Design and construction
- Architect: Eggers & Higgins

= Trinity Chapel, New York University =

Chapel in Manhattan, New York

Holy Trinity Chapel of New York University was NYU's former Generoso Pope Catholic Center and Catholic chapel, located at 58 Washington Square South, West Village, Manhattan, New York. It was built 1961–1964 and was a prominent example of the Brutalist architectural style, executed in reinforced concrete and modernist stained glass. It was designed by the noted American architectural firm of Eggers & Higgins.

The chapel occupied highly desirable land on Washington Square, and a decision was made to close the chapel and redirect Catholic Center services to a nearby parish, the Church of St. Joseph on Sixth Avenue at Washington Place. It was briefly rented to Washington Square Methodist Episcopal Church when that congregation left its 1860 church in 2004 and before the community joined with 2 others elsewhere as The Church of the Village.

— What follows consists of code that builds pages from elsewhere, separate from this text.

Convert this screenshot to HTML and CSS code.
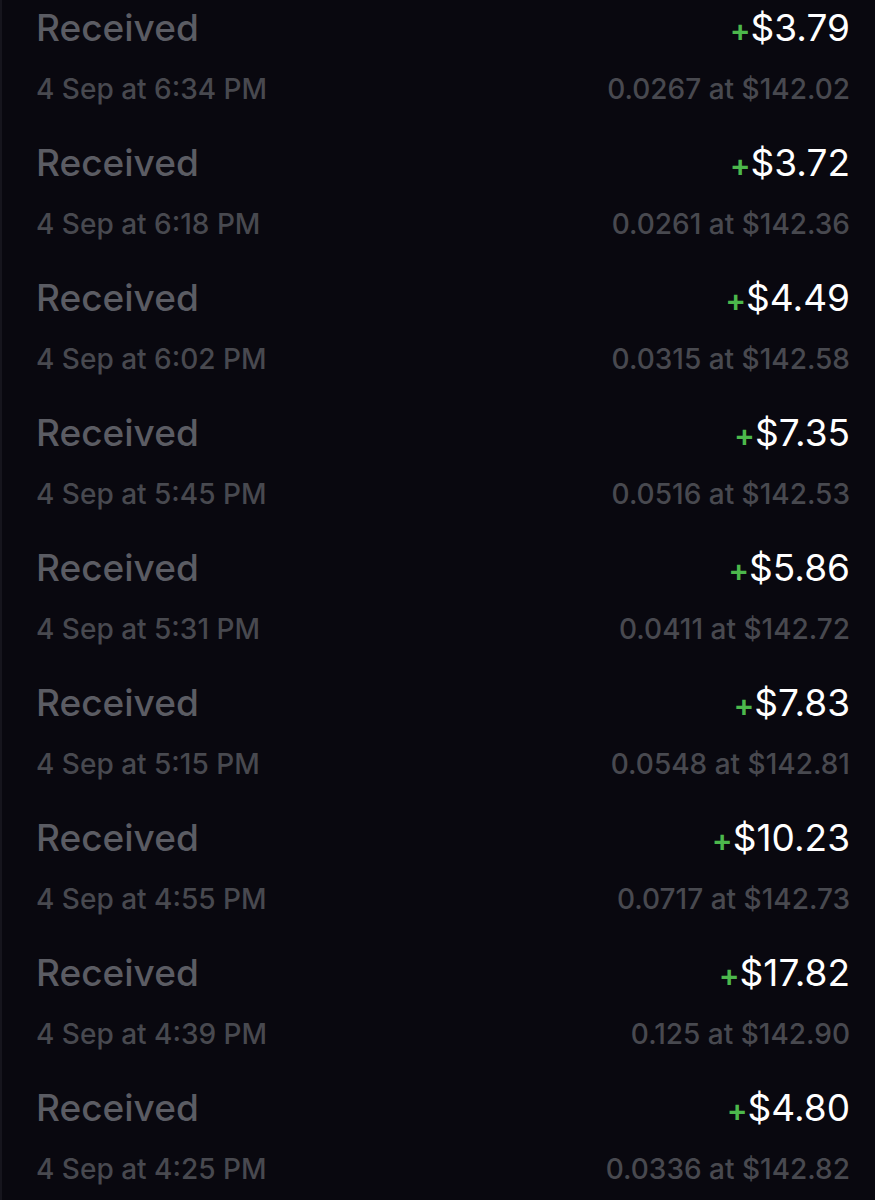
FILE: index.html
```html
<!DOCTYPE html>
<html lang="en">
  <head>
    <meta charset="UTF-8" />
    <meta name="viewport" content="width=device-width, initial-scale=1.0" />
    <title>Activity</title>
    <link rel="stylesheet" href="styles.css">
  </head>
  <body>
    <ul class="activity">
      <li class="tx">
        <div class="line">
          <span class="label">Received</span>
          <span class="amount"><span class="plus">+</span>$3.79</span>
        </div>
        <div class="line sub">
          <span>4 Sep at 6:34 PM</span>
          <span>0.0267 at $142.02</span>
        </div>
      </li>
      <li class="tx">
        <div class="line">
          <span class="label">Received</span>
          <span class="amount"><span class="plus">+</span>$3.72</span>
        </div>
        <div class="line sub">
          <span>4 Sep at 6:18 PM</span>
          <span>0.0261 at $142.36</span>
        </div>
      </li>
      <li class="tx">
        <div class="line">
          <span class="label">Received</span>
          <span class="amount"><span class="plus">+</span>$4.49</span>
        </div>
        <div class="line sub">
          <span>4 Sep at 6:02 PM</span>
          <span>0.0315 at $142.58</span>
        </div>
      </li>
      <li class="tx">
        <div class="line">
          <span class="label">Received</span>
          <span class="amount"><span class="plus">+</span>$7.35</span>
        </div>
        <div class="line sub">
          <span>4 Sep at 5:45 PM</span>
          <span>0.0516 at $142.53</span>
        </div>
      </li>
      <li class="tx">
        <div class="line">
          <span class="label">Received</span>
          <span class="amount"><span class="plus">+</span>$5.86</span>
        </div>
        <div class="line sub">
          <span>4 Sep at 5:31 PM</span>
          <span>0.0411 at $142.72</span>
        </div>
      </li>
      <li class="tx">
        <div class="line">
          <span class="label">Received</span>
          <span class="amount"><span class="plus">+</span>$7.83</span>
        </div>
        <div class="line sub">
          <span>4 Sep at 5:15 PM</span>
          <span>0.0548 at $142.81</span>
        </div>
      </li>
      <li class="tx">
        <div class="line">
          <span class="label">Received</span>
          <span class="amount"><span class="plus">+</span>$10.23</span>
        </div>
        <div class="line sub">
          <span>4 Sep at 4:55 PM</span>
          <span>0.0717 at $142.73</span>
        </div>
      </li>
      <li class="tx">
        <div class="line">
          <span class="label">Received</span>
          <span class="amount"><span class="plus">+</span>$17.82</span>
        </div>
        <div class="line sub">
          <span>4 Sep at 4:39 PM</span>
          <span>0.125 at $142.90</span>
        </div>
      </li>
      <li class="tx">
        <div class="line">
          <span class="label">Received</span>
          <span class="amount"><span class="plus">+</span>$4.80</span>
        </div>
        <div class="line sub">
          <span>4 Sep at 4:25 PM</span>
          <span>0.0336 at $142.82</span>
        </div>
      </li>
    </ul>
  </body>
</html>
```

FILE: styles.css
```css
body {
  margin: 0;
  background-color: #09080f;
  font-family: Inter, "Noto Sans", sans-serif;
}
.activity {
  list-style-type: none;
  margin: 0;
  padding: 0;
  height: 1200px;
  overflow: hidden;
  border-left: 2px solid #16151d;
}
.tx {
  height: 135px;
  box-sizing: border-box;
  padding: 8px 25px 0 34px;
}
.line {
  display: flex;
  justify-content: space-between;
  align-items: baseline;
  height: 40px;
  font-size: 37px;
  font-weight: 500;
  line-height: 40px;
}
.label {
  color: #5b5c63;
}
.amount {
  color: #ffffff;
  font-weight: 400;
}
.plus {
  color: #4cb84c;
  font-size: 31px;
  line-height: 0;
  font-weight: 600;
}
.line.sub {
  height: 36px;
  margin-top: 23px;
  font-size: 28px;
  line-height: 36px;
  color: #48494f;
}
```
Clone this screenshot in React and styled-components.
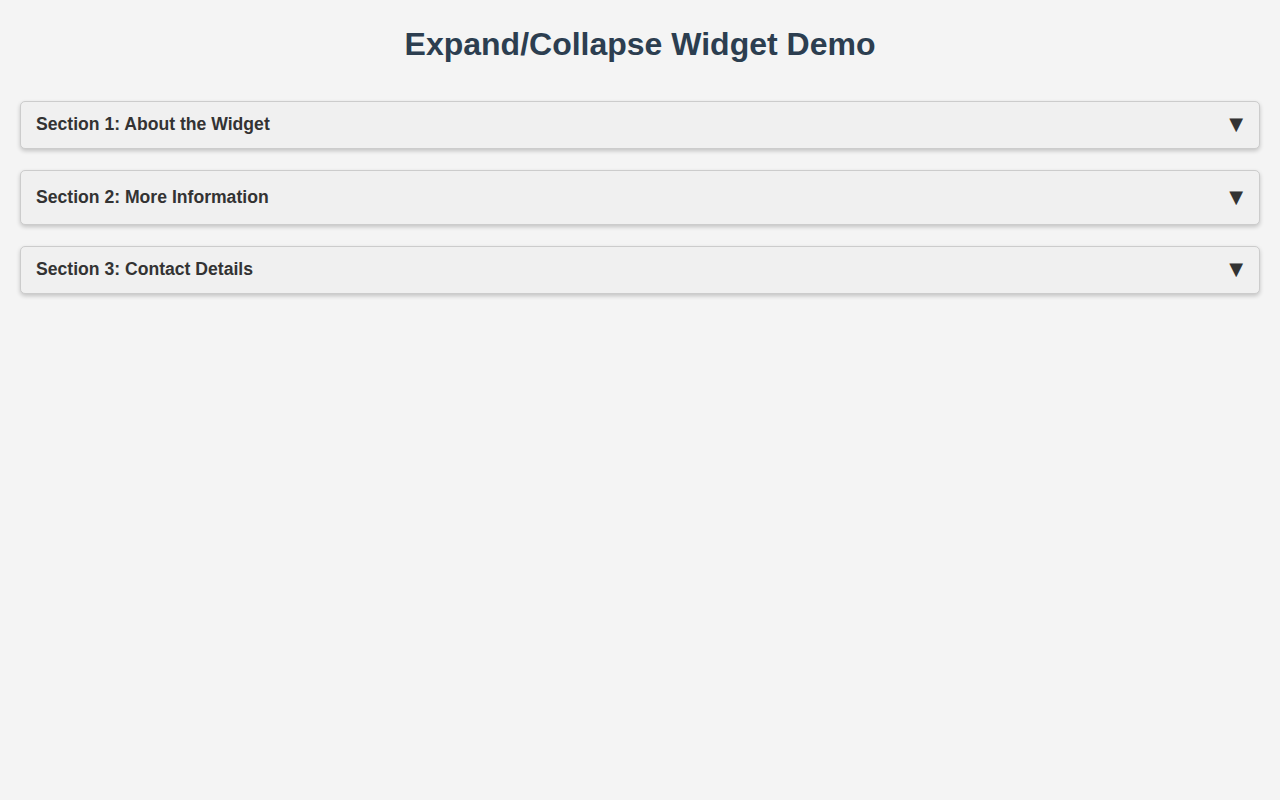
import React, { useState } from "react";
import styled, { createGlobalStyle } from "styled-components";

const GlobalStyle = createGlobalStyle`
  body {
    margin: 0;
    background-color: #f4f4f4;
    font-family: "Liberation Sans", Arial, sans-serif;
    color: #333;
  }
`;

const Page = styled.div`
  padding: 26px 20px 20px;
`;

const Title = styled.h1`
  margin: 0 0 38px;
  text-align: center;
  font-size: 32px;
  font-weight: bold;
  color: #2c3e50;
`;

const List = styled.div`
  display: flex;
  flex-direction: column;
  gap: 21px;
`;

const Section = styled.div`
  border: 1px solid #ccc;
  border-radius: 5px;
  background-color: #f0f0f0;
  box-shadow: 0 2px 4px rgba(0, 0, 0, 0.2);
  overflow: hidden;
`;

const Header = styled.button`
  display: flex;
  align-items: center;
  justify-content: space-between;
  width: 100%;
  padding: ${(p) => (p.$tall ? "15.5px 15px 17.5px" : "12px 15px 14px")};
  border: none;
  background: transparent;
  font-family: "Liberation Sans", Arial, sans-serif;
  font-size: 17.6px;
  line-height: 20px;
  font-weight: bold;
  color: #333;
  text-align: left;
  cursor: pointer;
`;

const Arrow = styled.span`
  margin-right: 1px;
  font-family: "DejaVu Sans", sans-serif;
  font-size: 18px;
  line-height: 20px;
  color: #333;
  transform: ${(p) => (p.$open ? "rotate(180deg)" : "none")};
`;

const Content = styled.div`
  padding: 15px;
  background: #fff;
  border-top: 1px solid #ccc;
  font-size: 15px;
  line-height: 1.5;
`;

const sections = [
  { title: "Section 1: About the Widget", body: "This widget lets you show and hide blocks of content." },
  { title: "Section 2: More Information", body: "Click a header to toggle its section.", tall: true },
  { title: "Section 3: Contact Details", body: "Reach us at contact@example.com." },
];

export default function App() {
  const [open, setOpen] = useState(null);
  return (
    <>
      <GlobalStyle />
      <Page>
        <Title>Expand/Collapse Widget Demo</Title>
        <List>
          {sections.map((s, i) => (
            <Section key={s.title}>
              <Header $tall={s.tall} onClick={() => setOpen(open === i ? null : i)}>
                {s.title}
                <Arrow $open={open === i}>▼</Arrow>
              </Header>
              {open === i && <Content>{s.body}</Content>}
            </Section>
          ))}
        </List>
      </Page>
    </>
  );
}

The New York Times reported that it was sold in early 2009 for $25 million for redevelopment to the university. "The fate of the chapel has created little stir, perhaps because many residents aren't very fond of its looks. Built in the 1960s, the chapel incorporates elements of Brutalist architecture, known for its liberal use of concrete.... 'It’s not terribly pleasing to the eye,' said Brad Hoylman, chairman of Community Board 2, which includes Washington Square Park. He added, however, that there was at least some anxiety about what may replace it."

The AIA Guide to NYC (2010) described the chapel as "awkward Modernism from a time when the search for form preoccupied American architects." The building was demolished in 2009.